Become a Better and Less Wasteful Grocery Shopper

by Gina Blitstein · 0 comments

The average American family of four throws away $1600 per year in food that’s been purchased and been allowed to spoil. I don’t know about you but $133 per month represents a healthy chunk of my monthly grocery budget which I’d certainly rather eat than throw away with nothing to show for it.

In the interest of striving to become better grocery shoppers, who not only purchase wisely but in turn use those groceries with the least amount of waste, let’s discuss how to maximize our grocery dollars, getting the most from what we spend as possible.

Being a good grocery shopper doesn’t begin – or end – at the store

Keep tabs on grocery consumption and waste – I keep a list for my own reference of foods that have gone to waste in my kitchen. Why did this happen? Did I buy too much? Do I use less than I think I do? Did I plan meals poorly? Did it have a short expiration date that I failed to notice? Did I forget I bought it? Did I forget to eat it? My awareness that I, for example, routinely throw away a couple cups of milk after the expiration date teaches me a couple things: I should either buy less milk or use more milk. As the expiration date approaches, if I find I have a still have lot of milk, I could plan on making pudding, cheese sauce or a creamed gravy to help use it up before I need to throw it away.

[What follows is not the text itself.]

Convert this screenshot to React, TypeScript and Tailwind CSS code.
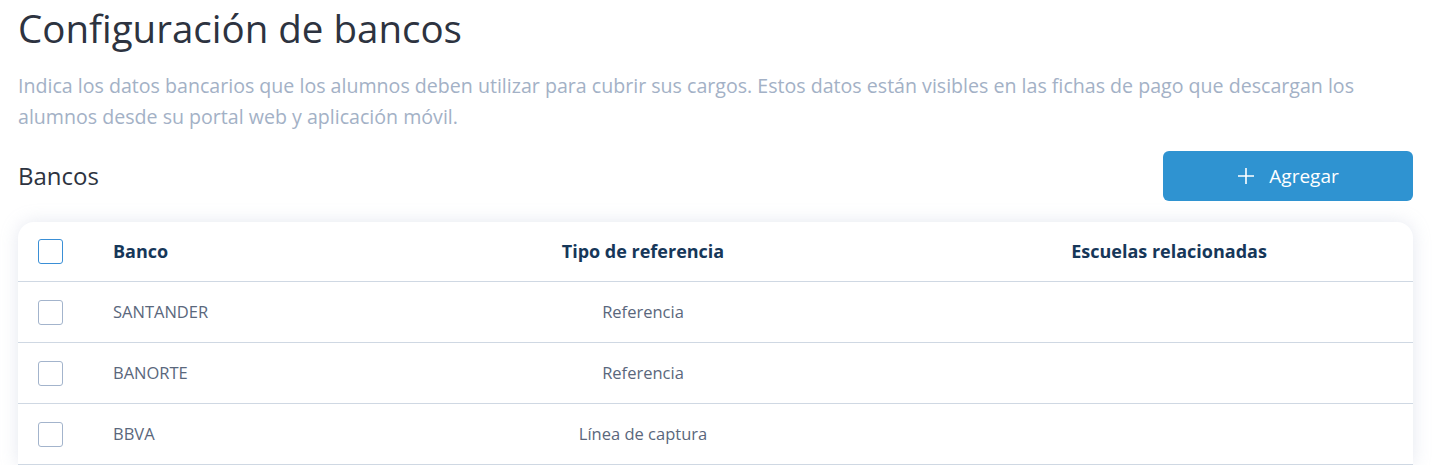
import React from 'react';

interface BankRow {
  id: number;
  name: string;
  referenceType: string;
  schools: string;
}

const banks: BankRow[] = [
  { id: 1, name: 'SANTANDER', referenceType: 'Referencia', schools: '' },
  { id: 2, name: 'BANORTE', referenceType: 'Referencia', schools: '' },
  { id: 3, name: 'BBVA', referenceType: 'Línea de captura', schools: '' },
];

const Checkbox: React.FC<{ header?: boolean }> = ({ header = false }) => (
  <span
    className={`block h-[25px] w-[25px] rounded-[3px] border bg-white ${
      header ? 'border-[#3a8fd6]' : 'border-[#a3b4cc]'
    }`}
  />
);

const App: React.FC = () => {
  return (
    <div className="min-h-screen bg-white pl-[18px] pr-[20px] pt-[2px] font-['Open_Sans',sans-serif]">
      <h1 className="text-[38.5px] leading-[52px] text-[#2d3340]">Configuración de bancos</h1>

      <p className="mt-[16px] text-[19.6px] leading-[31px] text-[#a3b1c6]">
        Indica los datos bancarios que los alumnos deben utilizar para cubrir sus cargos. Estos datos están visibles en las fichas de pago que descargan los
        <br />
        alumnos desde su portal web y aplicación móvil.
      </p>

      <div className="mt-[19px] flex items-center justify-between">
        <h2 className="text-[24px] text-[#2d3340]">Bancos</h2>
        <button className="flex h-[50px] w-[250px] items-center justify-center gap-[14px] rounded-[6px] bg-[#2f93d1] text-[19px] font-medium text-white">
          <svg width="18" height="18" viewBox="0 0 18 18" fill="none" stroke="currentColor" strokeWidth="1.6">
            <path d="M9 1v16M1 9h16" />
          </svg>
          Agregar
        </button>
      </div>

      <div className="mt-[21px] overflow-hidden rounded-t-[16px] bg-white shadow-[0_0_18px_rgba(160,174,200,0.28)]">
        <div className="grid h-[60px] grid-cols-[95px_248px_564px_1fr] items-center border-b border-[#cfd8e3] text-[18px] font-bold text-[#163759]">
          <div className="pl-[20px]">
            <Checkbox header />
          </div>
          <div>Banco</div>
          <div className="text-center">Tipo de referencia</div>
          <div className="text-center">Escuelas relacionadas</div>
        </div>

        {banks.map((bank) => (
          <div
            key={bank.id}
            className="grid h-[61px] grid-cols-[95px_248px_564px_1fr] items-center border-b border-[#cfd8e3] text-[16.5px] text-[#5a677c]"
          >
            <div className="pl-[20px]">
              <Checkbox />
            </div>
            <div>{bank.name}</div>
            <div className="text-center">{bank.referenceType}</div>
            <div className="text-center">{bank.schools}</div>
          </div>
        ))}
      </div>
    </div>
  );
};

export default App;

Store items thoughtfully – As soon as I return from the grocery store, I put away items with care while they’re fresh – and fresh in my mind. Throwing items haphazardly into the refrigerator is a sure way to lose track of them.

Out with the old, in with the new – I use the existing produce in my refrigerator when I purchase new. I take the opportunity to use a few carrots, onions, potatoes and stalks of celery as the basis of a vegetable soup or stew. Those vegetables are still perfectly suitable for use and I know that the produce that is currently in my fridge is always the freshest.

Plan meals immediately after shopping – I call this step “après shopping.” Upon returning from the grocery store, I sit down with my computer and my receipt. From my receipt, I list the perishable items in a spreadsheet – one column each for produce, meats and  breads I’ve purchased. Referring to the spreadsheet,I plan upcoming meals using the items. If I don’t plan to use something within a week (or before its expiration date) I freeze it for longer-term storage. Once an item is chosen for use in a meal or frozen for later, it’s removed from the list. Once the list is empty, I know that everything I purchased will get used.

Plan to use leftovers, too – When we don’t eat all the food prepared for one meal, I make a plan then and there for the leftovers. Whether it’s enough for another dinner for two or a single serving, I put it on the meal calendar as a “dinner redux” or a lunch for one of us. That way, we enjoy the food again, rather than finding a smelly, moldy surprise in the back of the refrigerator in the future.

The better a grocery shopper you are, the more you’ll get for your money, the more meals you’ll actually prepare and enjoy from the groceries you purchase and the less food you’ll waste. Most waste can be prevented with some thoughtful planning.

How do you prevent wasted groceries?